G.I. Joe Trading Card Game
- Cardback of the GI Joe trading card game
- Designers: Aaron Forsythe, Rob Gutschera, Mark Rosewater
- Publishers: Wizards of the Coast
- Players: 2 or more
- Setup time: < 5 minutes
- Playing time: < 60 minutes

= G.I. Joe Trading Card Game =

Collectible card game

G.I. Joe Trading Card Game is an out-of-print collectible card game by Wizards of the Coast based on the G.I. Joe toys by Hasbro. It was released in 2004 and developed by Aaron Forsythe, Rob Gutschera and Mark Rosewater. The base set had 114 cards with 1 promo card called "Venomous Maximus" that could only be obtained from the Valor vs Venom VHS/DVD. An expansion called Armored Strike was released in 2005 and had 78 cards. The game inspired a fan-made creation called G.I. Joe Firefight.

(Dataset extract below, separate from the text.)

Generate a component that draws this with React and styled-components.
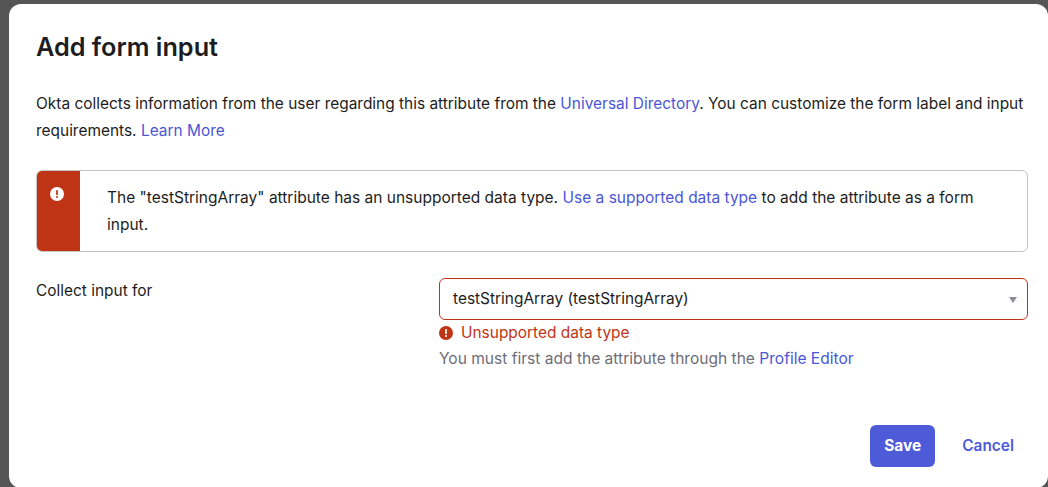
import React from 'react';
import styled, { createGlobalStyle } from 'styled-components';

const ErrorIcon = ({ size, bg, fg }) => (
  <svg width={size} height={size} viewBox="0 0 16 16">
    <circle cx="8" cy="8" r="8" fill={bg} />
    <rect x="7" y="3.4" width="2" height="6" rx="1" fill={fg} />
    <circle cx="8" cy="11.5" r="1.15" fill={fg} />
  </svg>
);

const App = () => (
  <Backdrop>
    <GlobalStyle />
    <Modal>
      <Title>Add form input</Title>
      <Intro>
        Okta collects information from the user regarding this attribute from the{' '}
        <Link>Universal Directory</Link>. You can customize the form label and input
        requirements. <Link>Learn More</Link>
      </Intro>
      <Alert>
        <AlertSide>
          <ErrorIcon size={14} bg="#fff" fg="#bf3415" />
        </AlertSide>
        <AlertBody>
          The "testStringArray" attribute has an unsupported data type.{' '}
          <Link>Use a supported data type</Link> to add the attribute as a form input.
        </AlertBody>
      </Alert>
      <FormRow>
        <FieldLabel>Collect input for</FieldLabel>
        <Field>
          <Select>
            testStringArray (testStringArray)
            <Caret />
          </Select>
          <ErrorLine>
            <ErrorIcon size={14} bg="#bf3415" fg="#fff" />
            Unsupported data type
          </ErrorLine>
          <Hint>
            You must first add the attribute through the <Link>Profile Editor</Link>
          </Hint>
        </Field>
      </FormRow>
      <Footer>
        <SaveButton>Save</SaveButton>
        <CancelButton>Cancel</CancelButton>
      </Footer>
    </Modal>
  </Backdrop>
);

export default App;

const GlobalStyle = createGlobalStyle`
  html, body {
    margin: 0;
    height: 100%;
    overflow: hidden;
  }
  body {
    font-family: Inter, "Liberation Sans", sans-serif;
    color: #1d1d21;
  }
`;

const Backdrop = styled.div`
  box-sizing: border-box;
  width: 1048px;
  height: 487px;
  padding: 4px 0 0 9px;
  background: #555;
  overflow: hidden;
`;

const Modal = styled.div`
  box-sizing: border-box;
  width: 1039px;
  height: 484px;
  padding: 28px 20px 0 27px;
  background: #fff;
  border-radius: 12px;
`;

const Title = styled.h1`
  margin: 0;
  font-size: 25.25px;
  line-height: 30px;
  font-weight: 600;
`;

const Intro = styled.p`
  margin: 28px 0 0;
  font-size: 15.45px;
  line-height: 27px;
`;

const Link = styled.a`
  color: #4a56d8;
`;

const Alert = styled.div`
  display: flex;
  box-sizing: border-box;
  height: 82px;
  margin-top: 26px;
  border: 1px solid #c4c4c4;
  border-radius: 6px;
  overflow: hidden;
`;

const AlertSide = styled.div`
  flex: none;
  display: flex;
  justify-content: center;
  box-sizing: border-box;
  width: 44px;
  margin: -1px 0 -1px -1px;
  padding: 17px 2px 0 0;
  background: #bf3415;
`;

const AlertBody = styled.div`
  padding: 13px 45px 0 27px;
  font-size: 15.5px;
  line-height: 27px;
`;

const FormRow = styled.div`
  display: flex;
  margin-top: 26px;
`;

const FieldLabel = styled.label`
  flex: none;
  width: 403px;
  padding-top: 1px;
  font-size: 15.45px;
  line-height: 24px;
`;

const Field = styled.div`
  flex: 1;
`;

const Select = styled.div`
  position: relative;
  box-sizing: border-box;
  height: 42px;
  padding: 0 13px;
  border: 1px solid #bf3415;
  border-radius: 6px;
  font-size: 15.45px;
  line-height: 40px;
`;

const Caret = styled.span`
  position: absolute;
  top: 18px;
  right: 10px;
  border-left: 4px solid transparent;
  border-right: 4px solid transparent;
  border-top: 6px solid #8c8c96;
`;

const ErrorLine = styled.div`
  display: flex;
  align-items: center;
  gap: 8px;
  margin-top: 2px;
  font-size: 15.45px;
  line-height: 22px;
  color: #bf3415;
`;

const Hint = styled.div`
  margin-top: 4px;
  font-size: 15.55px;
  line-height: 22px;
  color: #6e6e78;
`;

const Footer = styled.div`
  display: flex;
  justify-content: flex-end;
  align-items: center;
  gap: 27px;
  margin-top: 55px;
  padding-right: 14px;
`;

const SaveButton = styled.button`
  box-sizing: border-box;
  width: 65px;
  height: 42px;
  padding: 0 0 2px;
  border: 0;
  border-radius: 6px;
  background: #4e5bd9;
  color: #fff;
  font: 700 15.45px Inter, sans-serif;
`;

const CancelButton = styled.button`
  padding: 0 0 2px;
  border: 0;
  background: none;
  color: #4e5bd9;
  font: 600 15.45px Inter, sans-serif;
`;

The card game's release was timed to the G.I. Joe brand's 40th anniversary.

==Gameplay==
Players assume the roles of G.I. Joe or Cobra and the last man standing wins.

Each player shuffles their deck containing at least 50 cards with no more than 4 copies of any single card. Each player then deals themself 8 cards face up into two rows, otherwise known as the Front and Rear Ranks. First player is randomly decided.

On the player's turn, they draw 2 cards and hold them upside-down to read the Boost Numbers. The player then chooses a right-side up soldier from their front rank and then chooses any soldiers from their opponent's front rank. Then each player selects a Boost card and places it face down. When both players have selected their card, they're revealed and the Boost Number is added to their soldier's Power. Highest total Power wins. When the fight is over, the soldier that is lost is discarded as well as the Boost cards. Any soldier in the Rear Rank is moved forward to any blank spot in the Forward Rank.

The player with no remaining soldiers left in their Ranks, loses the game.

==Reception==
The game was considered very simple with little to no strategy element even after implementing the advanced rules which reduced the number of powerful cards you could play. The game ceased production in 2005 due to insufficient demand and an overcrowded CCG market.